Consumer Price Index
Consumer prices in June posted the biggest increase since the beginning of the year and are likely to keep the Federal Reserve from cutting interest rates later this month, but there were only scattered signs of tariff-related inflation. The consumer-price index rose 0.3% last month, the government said Tuesday, and matched Wall Street’s forecast. It was the biggest rise since January.

Producer Price Index
Wholesale prices were unchanged in June and showed only a mild effect from U.S. tariffs, adding to the growing view that trade wars won’t lead to a big surge in inflation. The flat reading in the producer-price index came in below the Wall Street forecast of a 0.2% increase.

Retail Sales
Receipts at retail cash registers rose 0.6% last month, the government said Thursday, based on seasonally adjusted numbers. That was three times the Wall Street estimate.

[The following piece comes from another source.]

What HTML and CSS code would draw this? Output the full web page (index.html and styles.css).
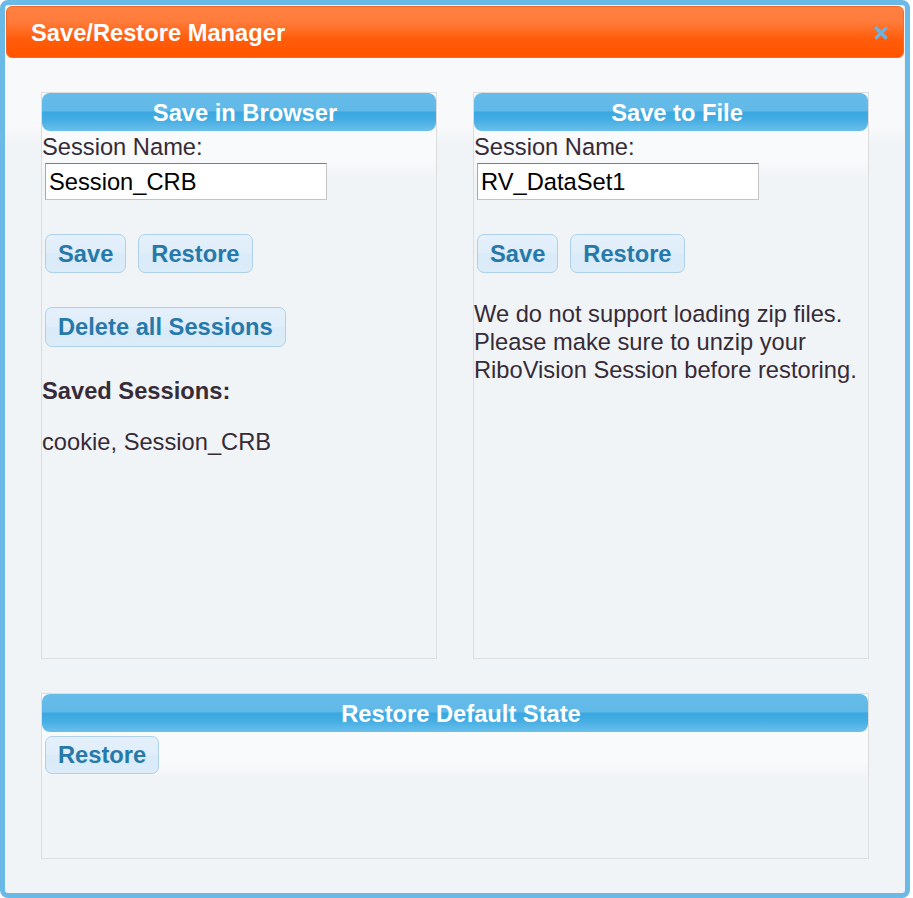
FILE: index.html
```html
<!DOCTYPE html>
<html>
<head>
<meta charset="utf-8">
<title>Save/Restore Manager</title>
<link rel="stylesheet" href="styles.css">
</head>
<body>
<div class="dialog">
  <div class="titlebar">
    <span class="title">Save/Restore Manager</span>
    <span class="close" aria-label="close">
      <svg width="14" height="14" viewBox="0 0 14 14">
        <path d="M2.5 2.5 L11.5 11.5 M11.5 2.5 L2.5 11.5" stroke="#6db3e2" stroke-width="3.2" stroke-linecap="square" fill="none"/>
      </svg>
    </span>
  </div>
  <div class="content">
    <section class="panel">
      <div class="panel-header">Save in Browser</div>
      <div class="label">Session Name:</div>
      <input class="field" type="text" value="Session_CRB">
      <div class="btn-row first-row">
        <button class="btn">Save</button>
        <button class="btn">Restore</button>
      </div>
      <div class="btn-row second-row">
        <button class="btn">Delete all Sessions</button>
      </div>
      <div class="saved-title">Saved Sessions:</div>
      <div class="saved-list">cookie, Session_CRB</div>
    </section>
    <section class="panel">
      <div class="panel-header">Save to File</div>
      <div class="label">Session Name:</div>
      <input class="field" type="text" value="RV_DataSet1">
      <div class="btn-row first-row">
        <button class="btn">Save</button>
        <button class="btn">Restore</button>
      </div>
      <p class="note">We do not support loading zip files. Please make sure to unzip your RiboVision Session before restoring.</p>
    </section>
    <section class="panel wide">
      <div class="panel-header">Restore Default State</div>
      <div class="btn-row default-row">
        <button class="btn">Restore</button>
      </div>
    </section>
  </div>
</div>
</body>
</html>
```

FILE: styles.css
```css
html, body {
  margin: 0;
  padding: 0;
  background: #ffffff;
}

body {
  font-family: "Liberation Sans", Arial, sans-serif;
  font-size: 23.7px;
  color: #362b36;
}

.dialog {
  box-sizing: border-box;
  width: 910px;
  height: 898px;
  border: 5px solid #6bb9e7;
  border-radius: 8px;
  padding: 1px;
  background: #f1f4f7;
  display: flex;
  flex-direction: column;
}

.titlebar {
  box-sizing: border-box;
  height: 52px;
  flex: 0 0 52px;
  border-radius: 6px;
  background: linear-gradient(to bottom, #ff8142 0%, #ff7b3a 30%, #ff5c0a 65%, #ff5500 100%);
  border: 1px solid #f7692a;
  display: flex;
  align-items: center;
  justify-content: space-between;
  padding: 2px 15px 0 24px;
}

.title {
  color: #ffffff;
  font-weight: bold;
  font-size: 23.7px;
  line-height: 28px;
}

.close {
  display: flex;
  width: 14px;
  height: 14px;
}

.content {
  flex: 1;
  padding: 34px 35px 0 35px;
  background: linear-gradient(to bottom, #f8f9fb 0px, #f8f9fb 66px, #f1f4f7 86px, #f1f4f7 100%);
  display: grid;
  grid-template-columns: 396px 396px;
  grid-template-rows: 567px 166px;
  column-gap: 36px;
  row-gap: 34px;
  align-content: start;
}

.panel {
  box-sizing: border-box;
  border: 1px solid #dddddd;
  background: linear-gradient(to bottom, #f9fafc 0px, #f9fafc 66px, #f1f4f7 84px, #f1f4f7 100%);
}

.panel.wide {
  grid-column: 1 / span 2;
}

.panel-header {
  box-sizing: border-box;
  height: 38px;
  border-radius: 8px;
  background: linear-gradient(to bottom, #66bce9 0%, #61b9e8 46%, #3ba8e1 51%, #44ade3 70%, #6ac0eb 100%);
  color: #ffffff;
  font-weight: bold;
  font-size: 23.7px;
  line-height: 36px;
  text-align: center;
  padding: 2px 0 0 12px;
}

.label {
  margin-top: 2px;
  line-height: 28px;
  height: 28px;
}

.field {
  display: block;
  box-sizing: border-box;
  width: 282px;
  height: 37px;
  margin: 2px 0 0 3px;
  padding: 1px 3px 0 3px;
  border: 1px solid #c4c4c4;
  border-top-color: #7d7d7d;
  border-left-color: #a9a9a9;
  background: #ffffff;
  font-family: "Liberation Sans", Arial, sans-serif;
  font-size: 23.7px;
  color: #000000;
  outline: none;
}

.btn-row {
  display: flex;
  gap: 12px;
  padding-left: 3px;
}

.first-row {
  margin-top: 34px;
}

.second-row {
  margin-top: 34px;
}

.default-row {
  margin-top: 4px;
}

.btn {
  box-sizing: border-box;
  height: 39px;
  padding: 1px 12px 0 12px;
  border: 1px solid #aed0ea;
  border-radius: 7px;
  background: linear-gradient(to bottom, #e4f0fb 0%, #e0eefa 48%, #d9eaf8 52%, #dcecf9 100%);
  color: #2779aa;
  font-family: "Liberation Sans", Arial, sans-serif;
  font-weight: bold;
  font-size: 23.7px;
  line-height: 36px;
  cursor: pointer;
}

.second-row .btn {
  height: 40px;
  line-height: 37px;
}

.default-row .btn {
  height: 38px;
  line-height: 35px;
}

.saved-title {
  margin-top: 30px;
  font-weight: bold;
  line-height: 28px;
}

.saved-list {
  margin-top: 23px;
  line-height: 28px;
}

.note {
  margin: 27px 0 0 0;
  line-height: 28px;
}
```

Primary Mortgage Market Survey Index
• 15-Yr FRM rates saw an increase of 0.06% for this week, with the current rates at 5.92%
• 30-Yr FRM rates saw an increase of 0.03% for this week, with the current rates at 6.75%

MND Rate Index
• 30-Yr FHA rates saw an increase of 0.04% for this week, with the current rates at 6.39%
• 30-Yr VA rates saw an increase of 0.03% for this week, with the current rates at 6.40%

Jobless Claims
Initial Claims were reported to be 221,000 compared to the expected claims of 234,000. The prior week landed at 228,000.